200 years ago…

if someone had asked Jane Austen if she thought her little story about the Bennet sisters would still be relevant she probably would have said something like this:

Shit, son, I’m stoked y’alls be buyin’ it now!

Ok, probably not.  She probably would have said something very eloquent and sophisticated and wouldn’t have sounded anything like Snoop Dogg or even Anne Hathaway (the current actress not Billy S’s little woman) using a fake British accent.  But I am convinced she didn’t think her novels would last any longer than the popular novels of her lifetime.  Mrs. Radcliffe’s novels and The Monk, for example; you know, the ones she wrote about in her own works; the ones most people only know because of Northanger Abbey.

They are, however, still relevant.  This is certain because today, 28 January, is the 200th anniversary of the first printing of Pride and Prejudice.  The first novel Austen tried to have published, I believe, under a different, more thematically revealing title of “First Impressions”.  (In my defense I was more of an airhead in High School than I am now and that little tidbit about first impressions not always being accurate was mostly lost on me the first time I read Pride and Prejudice.)  This story has been told, retold, revamped, and devoured in it’s original form so many times since the beginning of the 20th century it’s a little embarrassing.  But I think it’s safe to say that the modern woman absolutely finds this story relevant.

Today, thanks to Book Riot and Dr. B, I abandoned writing my own fiction and let the better part of the rest of my day be consumed with “The Lizzie Bennet Diaries”.  This webseries is an eerily relevant, modernized adaptation of Pride in Prejudice that is amazingly witty and super delightful in a way that I believe Miss Austen would whole-heartedly approve of were she not six feet under these past 195 years.

That being said: “The Lizzie Bennet Diaries” is amazingly relevant not only to the narrow population of people aged 22 to 27 trying to get jobs in “New Media”, but most people (most people I know) between the ages of 22 and 32 trying to get out there and create a life for themselves (not all of us are very good at that) while wallowing in student loans and the uncomfortable question of: What do I want to do with my life?

Lizzie, luckily, has a passion that she is pursuing.  Her issue has more to do with taking those first steps to making it happen (something many of us are familiar with).  This dilemma is common within the generation that was told, repeatedly, by everyone from our parents to teachers to Sesame Street that we can be anything, do anything, find your passion and make it your life.  (Thanks guys, this Bachelor of Arts in English is super awesome and my specialized skill set is totes useful in nailing down a career — ew, I just wrote “totes”; I feel dirty.)  For many of us: figuring out that passion is pretty tough; but taking that “next step” and “making it happen” is proving to be just as difficult as figuring out our “passion” in the first place.

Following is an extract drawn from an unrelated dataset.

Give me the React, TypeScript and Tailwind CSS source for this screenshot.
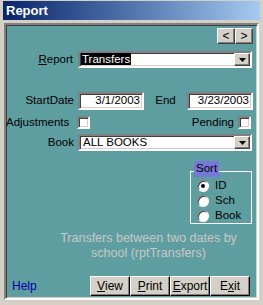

The drama of the Bennet sisters is told chiefly through Lizzie’s eyes in the form of a Video Blog (or Vlog) maintained by Lizzie, often with the help of her best friend and fellow new media grad student, Charlotte Lu.  The videos also regularly guest star her sisters: Jane and Lydia, both as themselves and other people.  The few deviations from the original story that have been made are pretty wonderful and in keeping with how a modern, American family would function.  (Although, a wealthy med student, along with his sister and his best friend, randomly moving to a small, college town for a while is a little weird — that bit feels less thought through than the rest of the tweaks.)  Mr. Collins is no longer a cousin, but an annoying childhood friend working in roughly the same field as Lizzie and Charlotte; Wickham is a sexy athletic coach; Darcy appears to be a giant hipster, Jane takes a promotion with a transfer after her break up with Bing; Pemberly is some sort of technology company; Mary is reassigned to a cousin; and Kitty has become Lydia’s cat.  As someone who approves of adaptations and modernizations (and has even tried her own hand at adapting an Austen novel) I enjoy and love this retelling.

The series appears to be the brain child of Hank Green and Bernie Su and bears the markings of a Green brother whenever Lizzie STARTS RANTING IN ITALICIZED, ALL CAPS FOR EMPHASIS (seriously, though, both Hank and John seem to do this in their videos… often).  Where it stemmed from and why is was originally created, I do not care.  The result is something wonderful and something I think my life would be worse off if it were never experienced.  This series is like tattoos, or heroin, once you’re hooked: you. are. doomed.  DOOMED.

Also: these girls playing the Bennet sisters are amazing.  Ashley Clements (who looks weirdly familiar) has nailed it as Lizzie Bennet.  Laura Spencer plays the most life-like Jane I’ve ever seen (seriously Susannah Harker and Rosamund Pike’s ‘Jane’s are pulse-less china dolls, are they not?).  Mary Kate Wiles is a pip.  (There’s really no other term to describe her ‘Lydia’.)

Needless to say: I recommend watching this series.  I sincerely do.  But, be warned: it will ruin your life.